Web page code records
:::

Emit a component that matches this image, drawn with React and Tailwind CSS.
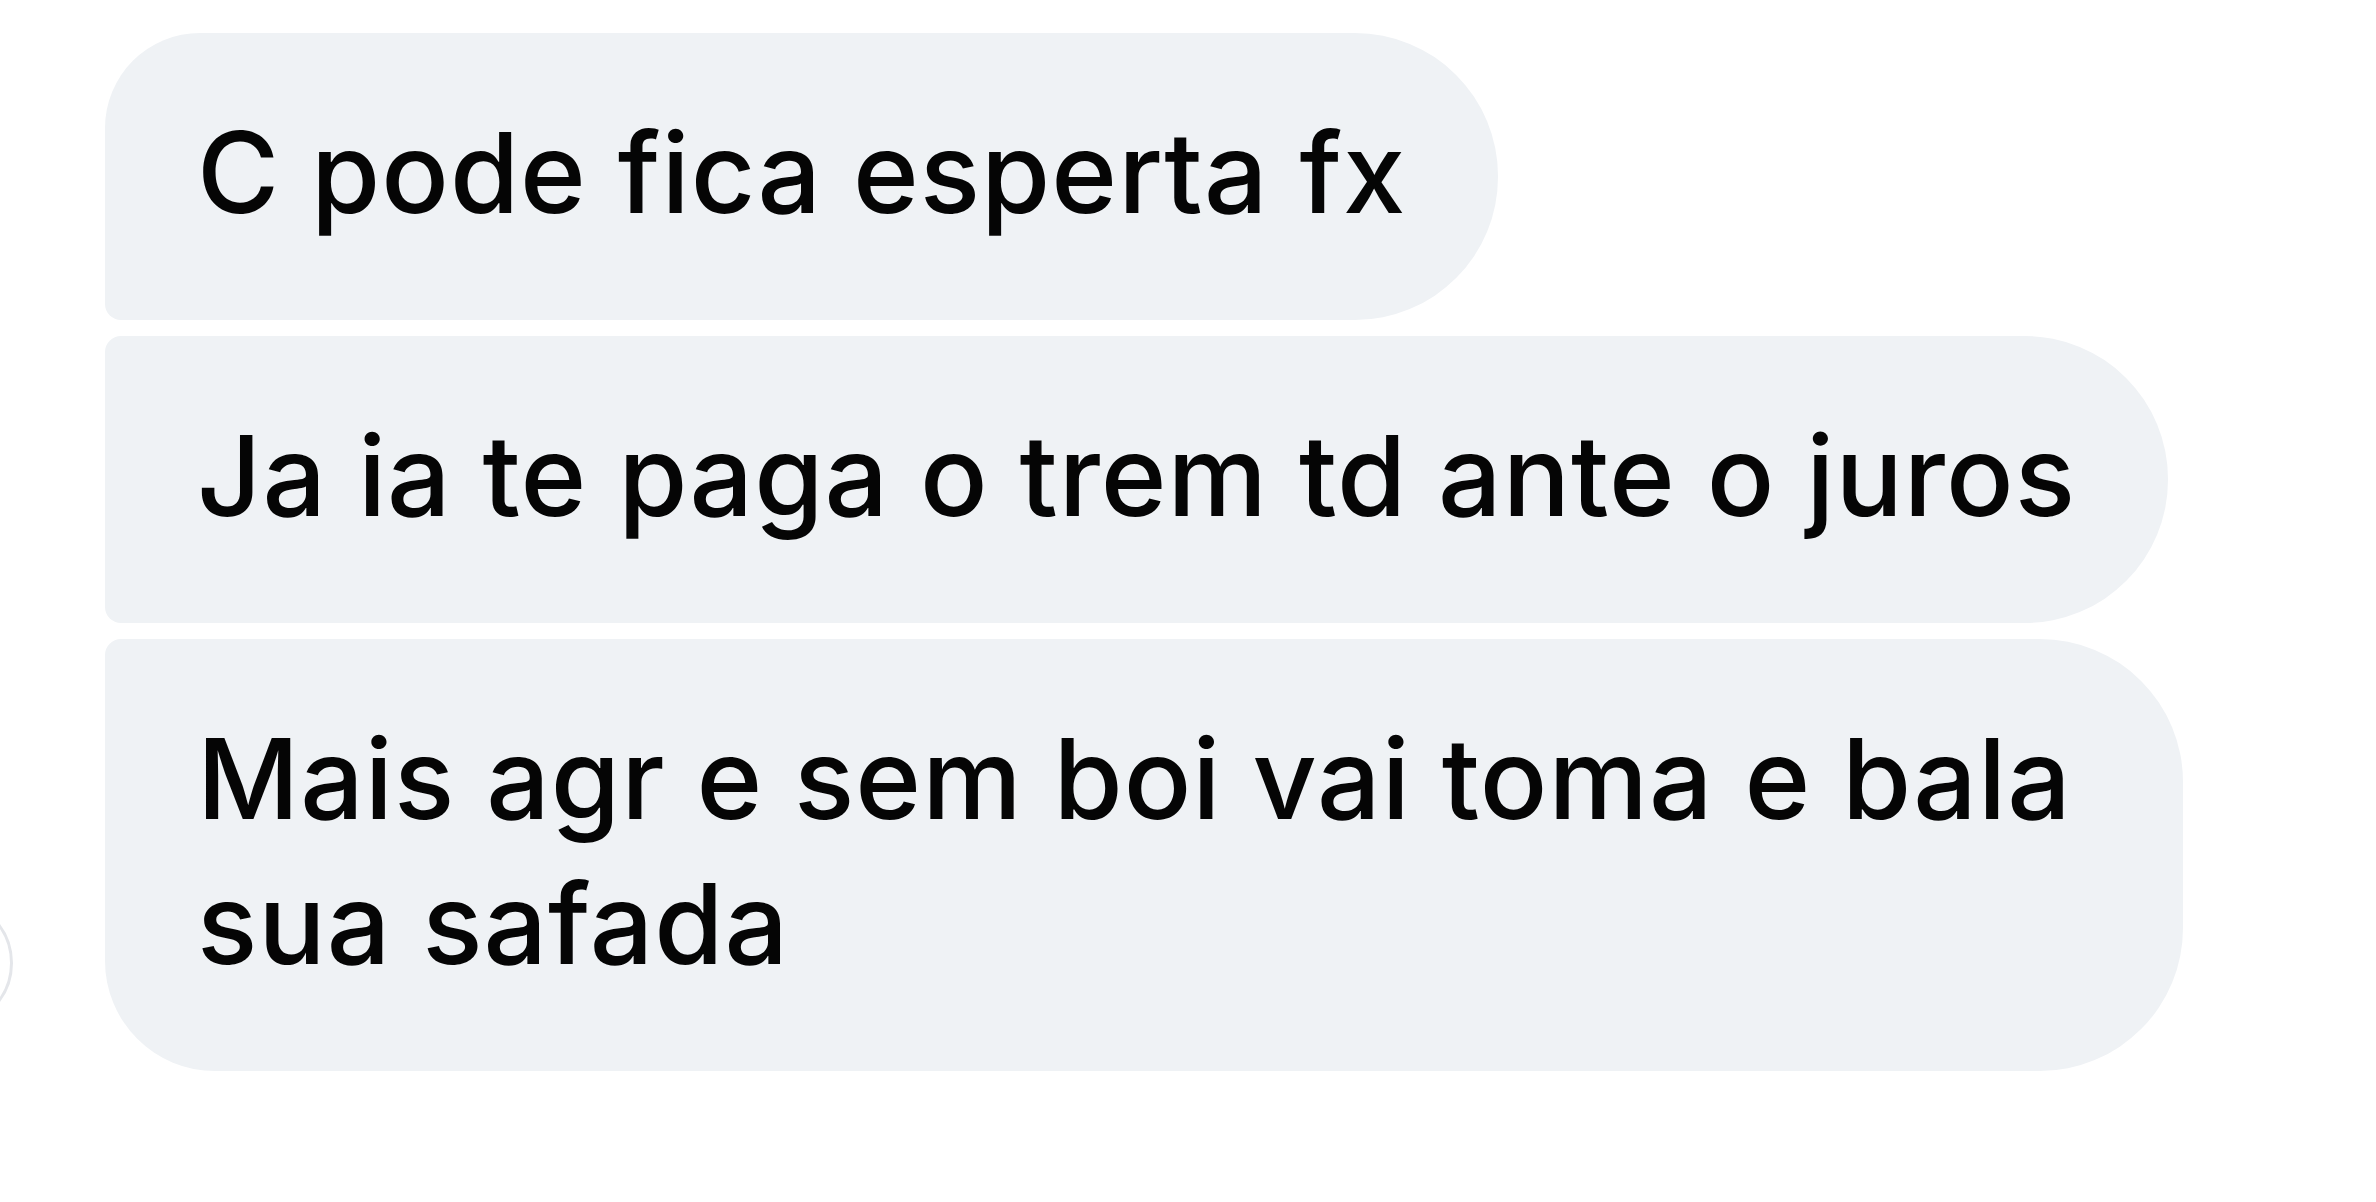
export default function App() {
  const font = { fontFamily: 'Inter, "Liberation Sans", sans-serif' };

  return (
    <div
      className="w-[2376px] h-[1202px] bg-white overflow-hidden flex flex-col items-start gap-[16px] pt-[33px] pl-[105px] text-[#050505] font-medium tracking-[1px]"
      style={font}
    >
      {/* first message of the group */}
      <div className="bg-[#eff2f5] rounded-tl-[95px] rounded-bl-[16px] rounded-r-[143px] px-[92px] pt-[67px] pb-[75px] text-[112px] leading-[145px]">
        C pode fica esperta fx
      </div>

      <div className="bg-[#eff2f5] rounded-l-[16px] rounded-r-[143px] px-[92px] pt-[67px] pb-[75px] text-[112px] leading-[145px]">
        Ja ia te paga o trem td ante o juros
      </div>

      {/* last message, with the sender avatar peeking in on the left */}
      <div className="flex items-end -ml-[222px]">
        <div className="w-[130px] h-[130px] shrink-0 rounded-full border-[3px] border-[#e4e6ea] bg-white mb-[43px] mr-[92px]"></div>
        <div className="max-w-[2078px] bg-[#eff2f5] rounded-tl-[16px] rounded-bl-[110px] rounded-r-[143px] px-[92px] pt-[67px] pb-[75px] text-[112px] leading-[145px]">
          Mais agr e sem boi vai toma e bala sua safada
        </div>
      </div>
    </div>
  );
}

:::

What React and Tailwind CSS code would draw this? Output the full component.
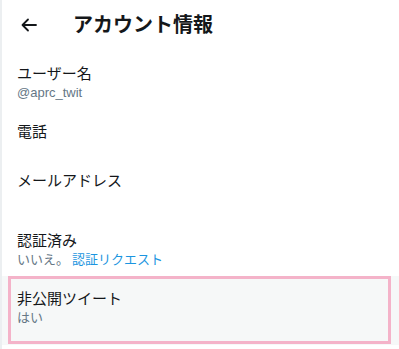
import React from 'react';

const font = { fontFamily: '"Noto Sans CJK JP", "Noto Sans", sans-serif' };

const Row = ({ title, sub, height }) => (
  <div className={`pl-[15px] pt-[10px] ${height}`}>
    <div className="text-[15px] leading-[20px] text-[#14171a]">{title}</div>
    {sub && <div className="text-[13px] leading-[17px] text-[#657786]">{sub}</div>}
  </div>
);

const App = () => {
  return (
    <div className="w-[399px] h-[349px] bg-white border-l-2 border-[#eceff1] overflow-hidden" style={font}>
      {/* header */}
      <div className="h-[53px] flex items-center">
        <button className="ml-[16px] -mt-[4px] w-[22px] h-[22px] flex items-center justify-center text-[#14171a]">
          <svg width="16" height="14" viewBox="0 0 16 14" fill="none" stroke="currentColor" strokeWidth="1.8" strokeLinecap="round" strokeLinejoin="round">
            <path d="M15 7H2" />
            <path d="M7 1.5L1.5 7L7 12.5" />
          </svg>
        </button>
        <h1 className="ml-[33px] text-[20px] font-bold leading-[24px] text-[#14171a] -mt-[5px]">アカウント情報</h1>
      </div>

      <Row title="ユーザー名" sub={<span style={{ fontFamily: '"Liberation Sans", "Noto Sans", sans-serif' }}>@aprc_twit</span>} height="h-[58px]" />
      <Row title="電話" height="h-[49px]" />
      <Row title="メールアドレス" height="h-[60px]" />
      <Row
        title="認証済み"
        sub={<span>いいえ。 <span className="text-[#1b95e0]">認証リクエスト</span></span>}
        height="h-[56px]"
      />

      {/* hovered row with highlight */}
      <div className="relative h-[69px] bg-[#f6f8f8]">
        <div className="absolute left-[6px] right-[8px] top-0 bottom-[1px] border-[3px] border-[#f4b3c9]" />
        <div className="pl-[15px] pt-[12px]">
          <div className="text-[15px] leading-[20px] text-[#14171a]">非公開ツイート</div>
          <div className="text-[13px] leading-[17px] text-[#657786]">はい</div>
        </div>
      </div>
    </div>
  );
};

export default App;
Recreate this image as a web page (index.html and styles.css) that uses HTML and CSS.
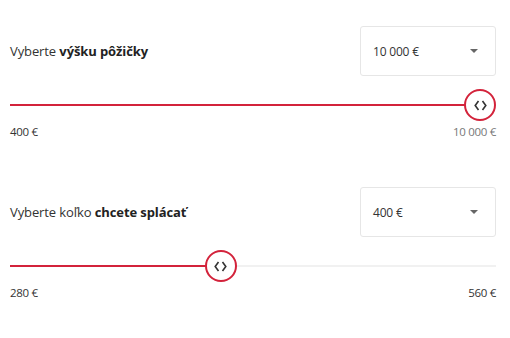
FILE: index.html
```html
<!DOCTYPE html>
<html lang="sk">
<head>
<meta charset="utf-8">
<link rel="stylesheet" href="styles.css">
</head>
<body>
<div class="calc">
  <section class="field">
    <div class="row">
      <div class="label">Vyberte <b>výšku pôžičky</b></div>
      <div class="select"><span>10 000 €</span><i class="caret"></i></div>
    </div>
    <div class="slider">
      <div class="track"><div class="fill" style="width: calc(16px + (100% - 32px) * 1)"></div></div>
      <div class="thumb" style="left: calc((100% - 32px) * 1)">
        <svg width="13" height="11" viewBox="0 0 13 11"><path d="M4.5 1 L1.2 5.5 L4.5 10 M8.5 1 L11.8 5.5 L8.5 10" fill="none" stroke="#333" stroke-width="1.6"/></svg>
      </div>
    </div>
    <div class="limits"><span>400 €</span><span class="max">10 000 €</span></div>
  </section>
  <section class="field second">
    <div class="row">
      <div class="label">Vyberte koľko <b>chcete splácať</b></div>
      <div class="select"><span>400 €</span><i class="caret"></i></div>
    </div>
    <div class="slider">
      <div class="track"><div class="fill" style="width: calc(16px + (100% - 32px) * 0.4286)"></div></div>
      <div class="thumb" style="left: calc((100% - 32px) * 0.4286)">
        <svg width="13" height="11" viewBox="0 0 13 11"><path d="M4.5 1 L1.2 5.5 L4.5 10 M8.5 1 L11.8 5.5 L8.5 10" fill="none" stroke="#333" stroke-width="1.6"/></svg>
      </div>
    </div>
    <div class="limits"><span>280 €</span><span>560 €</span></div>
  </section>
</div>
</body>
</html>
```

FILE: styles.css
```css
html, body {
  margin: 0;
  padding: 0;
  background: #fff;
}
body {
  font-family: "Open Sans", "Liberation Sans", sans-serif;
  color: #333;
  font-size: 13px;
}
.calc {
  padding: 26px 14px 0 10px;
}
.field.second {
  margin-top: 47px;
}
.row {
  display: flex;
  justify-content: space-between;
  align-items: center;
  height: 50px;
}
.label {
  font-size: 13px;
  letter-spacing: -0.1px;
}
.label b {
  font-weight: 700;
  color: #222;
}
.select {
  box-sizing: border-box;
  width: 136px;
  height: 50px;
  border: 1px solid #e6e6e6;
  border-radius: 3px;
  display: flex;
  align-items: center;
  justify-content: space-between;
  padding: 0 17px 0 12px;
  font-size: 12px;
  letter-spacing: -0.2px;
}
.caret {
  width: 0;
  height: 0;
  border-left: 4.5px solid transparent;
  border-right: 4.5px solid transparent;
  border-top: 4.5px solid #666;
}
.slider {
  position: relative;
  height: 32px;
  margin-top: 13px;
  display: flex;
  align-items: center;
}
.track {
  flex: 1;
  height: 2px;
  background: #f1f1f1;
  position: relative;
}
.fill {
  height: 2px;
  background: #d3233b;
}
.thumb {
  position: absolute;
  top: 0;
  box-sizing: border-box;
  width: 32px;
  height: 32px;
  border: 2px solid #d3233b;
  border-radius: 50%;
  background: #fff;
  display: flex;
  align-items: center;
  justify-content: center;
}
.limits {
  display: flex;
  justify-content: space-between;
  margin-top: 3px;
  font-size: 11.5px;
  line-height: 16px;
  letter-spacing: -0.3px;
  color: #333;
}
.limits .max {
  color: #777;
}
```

:::

▶ [Exercise instructions]
Take each line containing the string "React" and copy it out.

▶ [Finished exercise]
Emit a component that matches this image, drawn with React and Tailwind CSS.
What React and Tailwind CSS code would draw this? Output the full component.
import React from 'react';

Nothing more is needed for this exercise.